DATA BLOCK
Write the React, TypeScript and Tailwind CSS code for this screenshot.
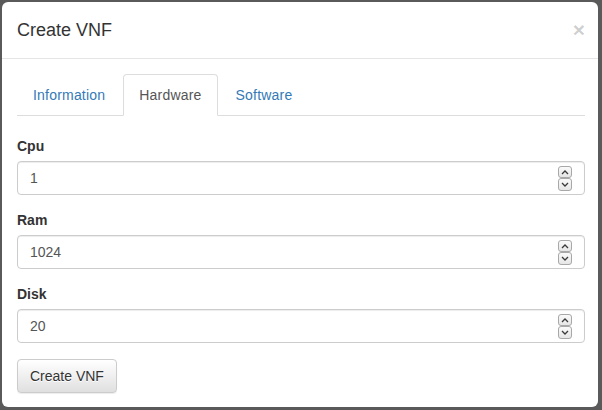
import React from "react";

const font = { fontFamily: '"Liberation Sans", Arial, Helvetica, sans-serif' };

function Spinner() {
  return (
    <div className="absolute right-[12px] top-[4px] flex flex-col w-[14px]">
      <div className="h-[12px] border border-[#a8a8a8] rounded-[3px] bg-gradient-to-b from-[#fafafa] to-[#e6e6e6] flex items-center justify-center">
        <svg width="8" height="5" viewBox="0 0 8 5">
          <path d="M1 4 L4 1 L7 4" fill="none" stroke="#3a3a3a" strokeWidth="1.3" />
        </svg>
      </div>
      <div className="h-[13px] border border-[#a8a8a8] rounded-[3px] bg-gradient-to-b from-[#fafafa] to-[#e6e6e6] flex items-center justify-center">
        <svg width="8" height="5" viewBox="0 0 8 5">
          <path d="M1 1 L4 4 L7 1" fill="none" stroke="#3a3a3a" strokeWidth="1.3" />
        </svg>
      </div>
    </div>
  );
}

function Field({ label, value }: { label: string; value: string }) {
  return (
    <div className="mb-[15px]">
      <div className="text-[14px] leading-[20px] font-bold text-[#333] mb-[5px]">{label}</div>
      <div className="relative h-[34px] border border-[#ccc] rounded-[4px] bg-white shadow-[inset_0_1px_1px_rgba(0,0,0,0.075)] px-[12px] py-[6px] text-[14px] leading-[20px] text-[#555]">
        {value}
        <Spinner />
      </div>
    </div>
  );
}

export default function App() {
  return (
    <div className="w-[602px] h-[410px] bg-[#5a5a5a] pt-[2px] pl-[2px] overflow-hidden" style={font}>
      <div className="w-[596px] h-[405px] bg-white rounded-[6px] flex flex-col">
        <div className="h-[57px] border-b border-[#e5e5e5] pl-[15px] pr-[13px] pt-[15px] flex justify-between items-start">
          <div className="text-[18px] leading-[26px] text-[#333]">Create VNF</div>
          <div className="text-[21px] leading-[21px] font-bold text-[rgba(0,0,0,0.2)] mt-[2px]">×</div>
        </div>
        <div className="pl-[15px] pr-[13px] pt-[15px]">
          <div className="flex border-b border-[#ddd] h-[42px]">
            <div className="mr-[2px] -mb-px px-[15px] py-[10px] leading-[20px] text-[14px] tracking-[0.2px] border border-transparent rounded-t-[4px] text-[#337ab7]">
              Information
            </div>
            <div className="mr-[2px] -mb-px px-[15px] py-[10px] leading-[20px] text-[14px] tracking-[0.2px] border border-[#ddd] border-b-white bg-white rounded-t-[4px] text-[#555]">
              Hardware
            </div>
            <div className="mr-[2px] -mb-px px-[15px] py-[10px] leading-[20px] text-[14px] tracking-[0.2px] border border-transparent rounded-t-[4px] text-[#337ab7]">
              Software
            </div>
          </div>
          <div className="pt-[20px]">
            <Field label="Cpu" value="1" />
            <Field label="Ram" value="1024" />
            <Field label="Disk" value="20" />
            <button className="mt-px h-[34px] px-[12px] py-[6px] text-[14px] leading-[20px] text-[#333] border border-[#ccc] rounded-[4px] bg-gradient-to-b from-white to-[#e0e0e0] shadow-[inset_0_1px_0_rgba(255,255,255,0.15),0_1px_1px_rgba(0,0,0,0.075)] [text-shadow:0_1px_0_#fff]">
              Create VNF
            </button>
          </div>
        </div>
      </div>
    </div>
  );
}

DO THIS
Skip every picture and return the lines above from the top through the one that contains "Arial, Helvetica, sans-serif'".

EXERCISE SOLUTION
Write the React, TypeScript and Tailwind CSS code for this screenshot.
import React from "react";

const font = { fontFamily: '"Liberation Sans", Arial, Helvetica, sans-serif' };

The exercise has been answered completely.